In March 2009, four US representatives reintroduced the Great Ape Protection Act (H.R. 1326) to end invasive biomedical research-including experiments that may cause death, bodily injury, pain, distress, fear or trauma as well as psychological experiments of social deprivation and isolation on estimated 1000 chimpanzees in US Laboratories. The bill would also retire approximately 600 federally owned chimpanzees currently in laboratories (many had been kept imprisoned for more than 40 years) to permanent sanctuary. Since June this year, the Great Ape Protection Act is now in the House Committee on energy and commerce with the support of 149 cosponsors.

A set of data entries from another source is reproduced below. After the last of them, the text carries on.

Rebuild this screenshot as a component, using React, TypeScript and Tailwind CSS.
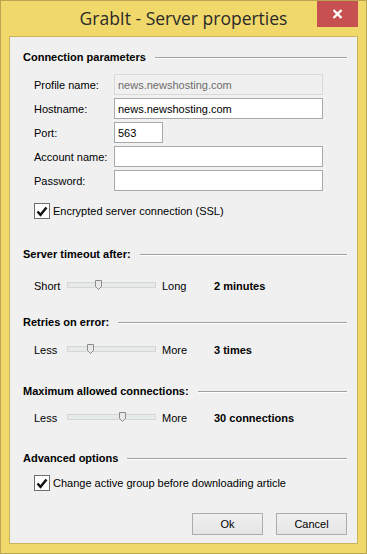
import React from "react";

const F = { fontFamily: '"Liberation Sans", Arial, sans-serif' };

function Header({ text, mt }: { text: string; mt: string }) {
  return (
    <div className={`flex items-center h-[14px] ${mt}`}>
      <span className="text-[11px] font-bold text-black leading-[14px] whitespace-nowrap">{text}</span>
      <div className="flex-1 ml-[9px] mt-[1px] border-t border-[#a0a0a0] border-b border-b-white" />
    </div>
  );
}

function Field({ label, value, disabled, w }: { label: string; value?: string; disabled?: boolean; w?: string }) {
  return (
    <div className="flex items-center h-[21px] pl-[11px]">
      <span className="w-[80px] text-[11px] text-black leading-[14px]">{label}</span>
      <div
        className={`h-[21px] ${w ?? "w-[209px]"} border flex items-center pl-[3px] text-[11px] leading-[14px] ${
          disabled ? "border-[#d9d9d9] bg-[#f0f0f0] text-[#6d6d6d]" : "border-[#a8a8a8] bg-white text-black"
        }`}
      >
        {value}
      </div>
    </div>
  );
}

function Check({ label, mt }: { label: string; mt: string }) {
  return (
    <div className={`flex items-center h-[16px] pl-[11px] ${mt}`}>
      <div className="w-[16px] h-[16px] border border-[#6f6f6f] bg-white flex items-center justify-center">
        <svg width="12" height="11" viewBox="0 0 12 11">
          <path d="M1.5 5.5 L4.5 8.8 L10.5 1.5" fill="none" stroke="#111" strokeWidth="2.4" />
        </svg>
      </div>
      <span className="ml-[3px] text-[11px] text-black leading-[14px]">{label}</span>
    </div>
  );
}

function Slider({ left, right, value, thumb, mt }: { left: string; right: string; value: string; thumb: number; mt: string }) {
  return (
    <div className={`flex items-center h-[14px] pl-[11px] ${mt}`}>
      <span className="w-[33px] text-[11px] text-black leading-[14px]">{left}</span>
      <div className="relative w-[89px] h-[6px] border border-[#d6d6d6] bg-[#e7eaea] -mt-[2px]">
        <svg
          width="7"
          height="11"
          viewBox="0 0 7 11"
          className="absolute -top-[3px]"
          style={{ left: thumb }}
        >
          <path d="M0.5 0.5 H6.5 V6.5 L3.5 9.5 L0.5 6.5 Z" fill="#e9e9e9" stroke="#8a8a8a" strokeWidth="1" />
        </svg>
      </div>
      <span className="ml-[6px] w-[52px] text-[11px] text-black leading-[14px]">{right}</span>
      <span className="text-[11px] font-bold text-black leading-[14px]">{value}</span>
    </div>
  );
}

function Btn({ text }: { text: string }) {
  return (
    <div className="w-[71px] h-[22px] border border-[#acacac] bg-gradient-to-b from-[#f0f0f0] to-[#e5e5e5] flex items-center justify-center text-[11px] text-black">
      {text}
    </div>
  );
}

export default function App() {
  return (
    <div style={F} className="w-[367px] h-[554px] bg-[#f0d86b] border border-[#b9a552] flex flex-col overflow-hidden">
      <div className="relative h-[35px] shrink-0 flex items-center justify-center">
        <span
          style={{ fontFamily: '"Open Sans", "Noto Sans", sans-serif' }}
          className="text-[17.5px] text-[#2a2a2a] -mt-[1px]"
        >
          GrabIt - Server properties
        </span>
        <div className="absolute right-[8px] top-0 w-[41px] h-[26px] bg-[#c75050] flex items-center justify-center">
          <svg width="11" height="10" viewBox="0 0 11 10">
            <path d="M1.5 1 L9.5 9 M9.5 1 L1.5 9" stroke="white" strokeWidth="2.4" />
          </svg>
        </div>
      </div>
      <div className="mx-[8px] h-[508px] shrink-0 border border-[#c9b25c] bg-[#f0f0f0] pl-[13px] pr-[10px] flex flex-col">
        <Header text="Connection parameters" mt="mt-[13px]" />
        <div className="mt-[10px] flex flex-col gap-[3px]">
          <Field label="Profile name:" value="news.newshosting.com" disabled />
          <Field label="Hostname:" value="news.newshosting.com" />
          <Field label="Port:" value="563" w="w-[49px]" />
          <Field label="Account name:" />
          <Field label="Password:" />
        </div>
        <Check label="Encrypted server connection (SSL)" mt="mt-[12px]" />
        <Header text="Server timeout after:" mt="mt-[28px]" />
        <Slider left="Short" right="Long" value="2 minutes" thumb={27} mt="mt-[18px]" />
        <Header text="Retries on error:" mt="mt-[22px]" />
        <Slider left="Less" right="More" value="3 times" thumb={19} mt="mt-[14px]" />
        <Header text="Maximum allowed connections:" mt="mt-[27px]" />
        <Slider left="Less" right="More" value="30 connections" thumb={51} mt="mt-[13px]" />
        <Header text="Advanced options" mt="mt-[26px]" />
        <Check label="Change active group before downloading article" mt="mt-[10px]" />
        <div className="mt-[22px] flex justify-end gap-[13px]">
          <Btn text="Ok" />
          <Btn text="Cancel" />
        </div>
      </div>
    </div>
  );
}
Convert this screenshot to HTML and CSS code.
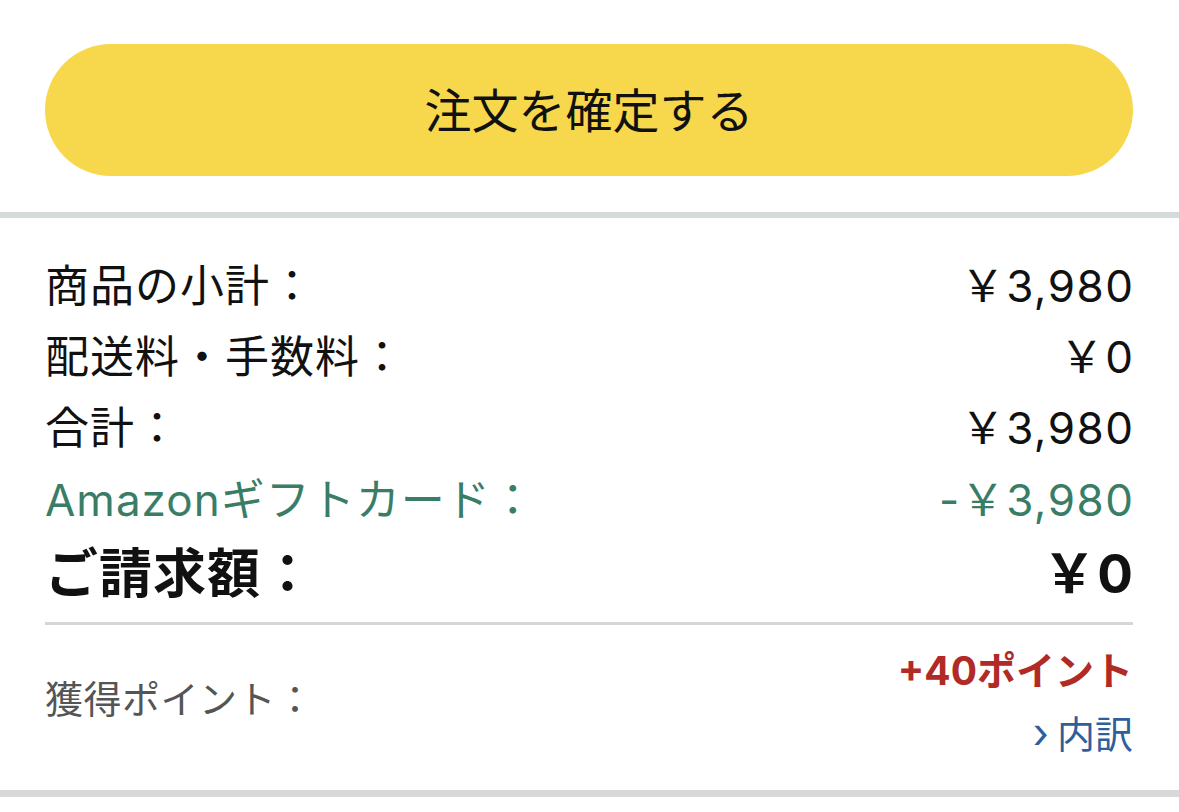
FILE: index.html
```html
<!DOCTYPE html>
<html lang="ja">
<head>
<meta charset="utf-8">
<link rel="stylesheet" href="styles.css">
</head>
<body>
<div class="top">
  <button class="place-order">注文を確定する</button>
</div>
<div class="band"></div>
<div class="summary">
  <div class="row"><span>商品の小計：</span><span>￥3,980</span></div>
  <div class="row"><span>配送料・手数料：</span><span>￥0</span></div>
  <div class="row"><span>合計：</span><span>￥3,980</span></div>
  <div class="row green"><span>Amazonギフトカード：</span><span>-￥3,980</span></div>
  <div class="row total"><span>ご請求額：</span><span>￥0</span></div>
  <div class="divider"></div>
  <div class="points">
    <span class="points-label">獲得ポイント：</span>
    <div class="points-right">
      <span class="points-value">+40ポイント</span>
      <span class="points-link"><span class="chevron">›</span>内訳</span>
    </div>
  </div>
</div>
<div class="band bottom"></div>
</body>
</html>
```
FILE: styles.css
```css
html, body {
  margin: 0;
  padding: 0;
  background: #ffffff;
}
body {
  font-family: "Inter", "Noto Sans CJK JP", "Noto Sans", sans-serif;
  color: #111111;
  width: 1179px;
}
.top {
  padding: 44px 46px 36px 45px;
}
.place-order {
  display: flex;
  align-items: center;
  justify-content: center;
  width: 100%;
  height: 132px;
  border: none;
  border-radius: 66px;
  background: #F7D84C;
  color: #111111;
  font-family: "Noto Sans CJK JP", sans-serif;
  font-size: 47px;
  font-weight: 400;
  padding: 0 0 6px 0;
}
.band {
  height: 6px;
  background: #D5DBDB;
}
.summary {
  padding: 33px 46px 25px 45px;
}
.row {
  display: flex;
  justify-content: space-between;
  align-items: center;
  height: 71px;
  font-size: 44px;
  line-height: 71px;
  letter-spacing: 1px;
}
.row span:last-child {
  letter-spacing: 1.5px;
  margin-right: -1.5px;
}
.row.green {
  color: #3A7D66;
  margin-top: 1px;
}
.row.total {
  font-size: 53px;
  font-weight: 700;
  margin-top: 3px;
}
.divider {
  height: 3px;
  background: #D6D6D6;
  margin-top: 12px;
}
.points {
  display: flex;
  justify-content: space-between;
  align-items: center;
  padding-top: 15px;
}
.points-label {
  font-size: 38px;
  color: #555555;
  letter-spacing: 0.5px;
  margin-bottom: 12px;
}
.points-right {
  display: flex;
  flex-direction: column;
  align-items: flex-end;
}
.points-value {
  font-size: 39px;
  line-height: 62px;
  font-weight: 700;
  color: #B12A26;
}
.points-link {
  font-size: 38px;
  line-height: 62px;
  color: #2F5F9B;
}
.chevron {
  font-size: 42px;
  margin-right: 8px;
}
.band.bottom {
  height: 7px;
  background: #D8D8D8;
}
```
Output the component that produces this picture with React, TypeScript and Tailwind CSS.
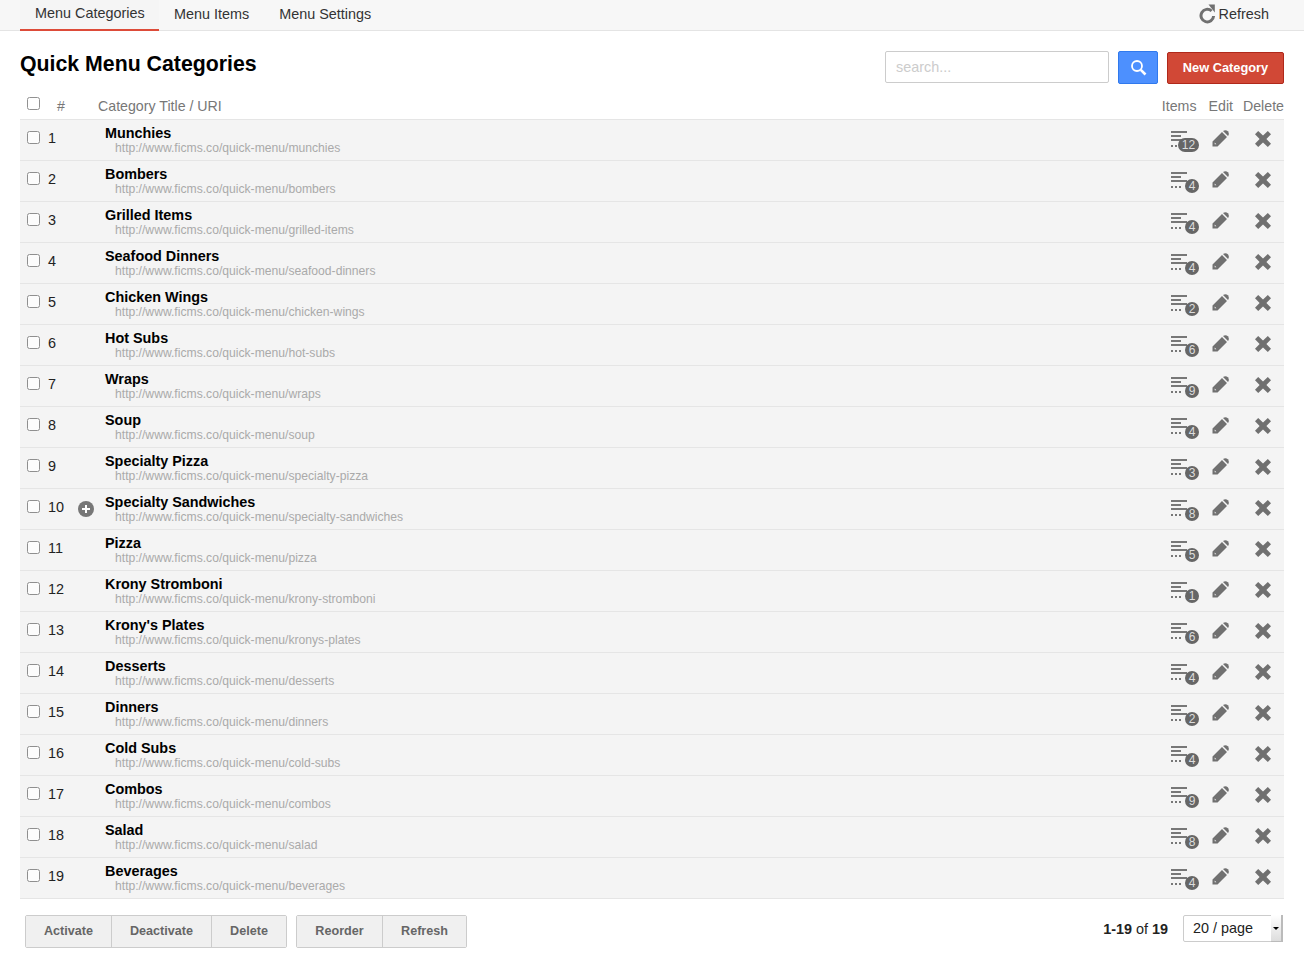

This is urgent as the National Institute of Health is in the process of transfering 202 chimpanzees from New Mexico (they had not been used for research since 2002 and many of them are elderly) to a primate lab in Taxes for invasive biomedical research. Fourteen chimpanzees had already been sent to the Texas lab. We must join together now to oppose such plan. Please contact your US senators and representatives and ask for a moratorium on chimpanzees leaving New Mexico. Also ask them to cosponsor the Great Ape Protection Act and tell everyone you know to do the same. The story concerning New Mexico chimps was reported in New York Times on Sep. 1, 2010 and in L.A. Times on Sep. 3, 2010. For more information please go to: apnm.org/campaigns/chimps/
You can google: You Tube and watch a short piece: Nature:Chimpanzees: An Unnatural History/Exclusive/PBS
Science needs to limit its research and boundary base on moral conscience and a clear vision, otherwise it can fall in to the hands of the few for short term profit. The true meaning of scientific advancement should be coherent along with our moral progress.